Alguns países têm a posição de que, mesmo agindo
sob a Convenção, os relatórios da Comissão não são
obrigatórios e possuem apenas o relativo poder de
“recomendações”, que os Estados têm liberdade
de descartar. Uma vez mais, a explicação do porquê
esta teoria é incorreta estaria além do alcance
deste artigo; basta dizer que tal argumentação teria
maior peso se fosse feita de boa fé, e que tal boa fé
seria demonstrada pelo Estado se, ao recusar atender
à decisão da Comissão, buscasse uma revisão pela
Corte, uma vez que é indiscutível prerrogativa do
Estado submeter o caso ao órgão judicial do sistema.
Além disso, as determinações da Convenção com
relação à execução são, sem dúvida, fracas.
Ambos os órgãos apresentam relatórios anuais à
Assembléia Geral e poderiam, teoricamente, utilizar
esta oportunidade para buscar apoio diplomático se um
Estado está em situação de não cumprimento. Na prática,
a Assembléia Geral não tem realizado um debate sério
sobre os relatórios dos órgãos nos últimos anos,
embora a possibilidade de tal debate tenha sido útil
em convencer alguns Estados recalcitrantes ao
cumprimento. De outra parte, a Convenção também
afirma que as sentenças da Corte podem ser executadas
(presumivelmente com relação a compensação)

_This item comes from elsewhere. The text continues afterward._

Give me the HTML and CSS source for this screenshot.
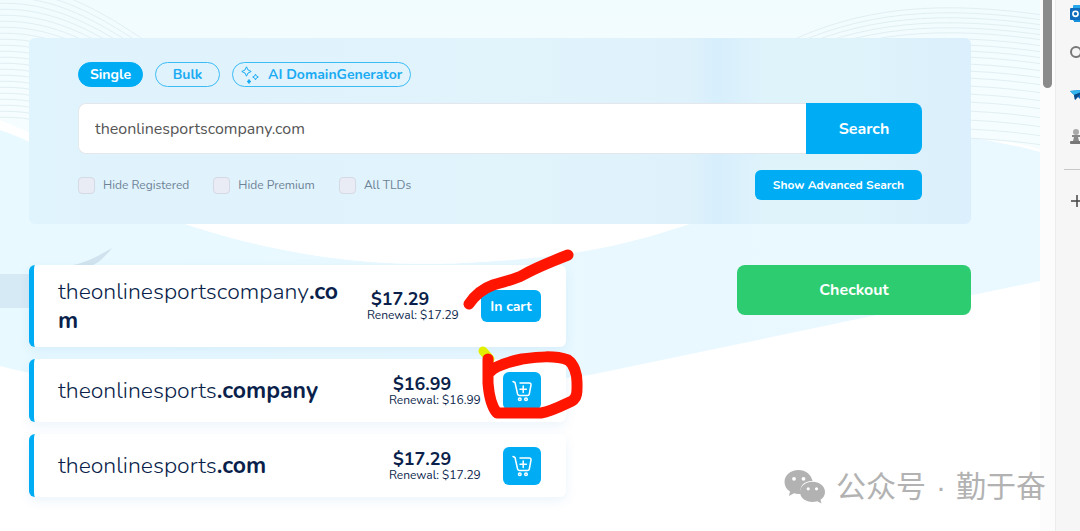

perante as cortes do Estado em situação de não
cumprimento. Isto jamais foi tentado, e as
perspectivas desta solução parecem realmente
reduzidas. Dever-se-ia simplesmente comparar estes
mecanismos de execução com aqueles do sistema
europeu, explicados acima, para ver que muito poderia
ser melhorado nas Américas nesse aspecto.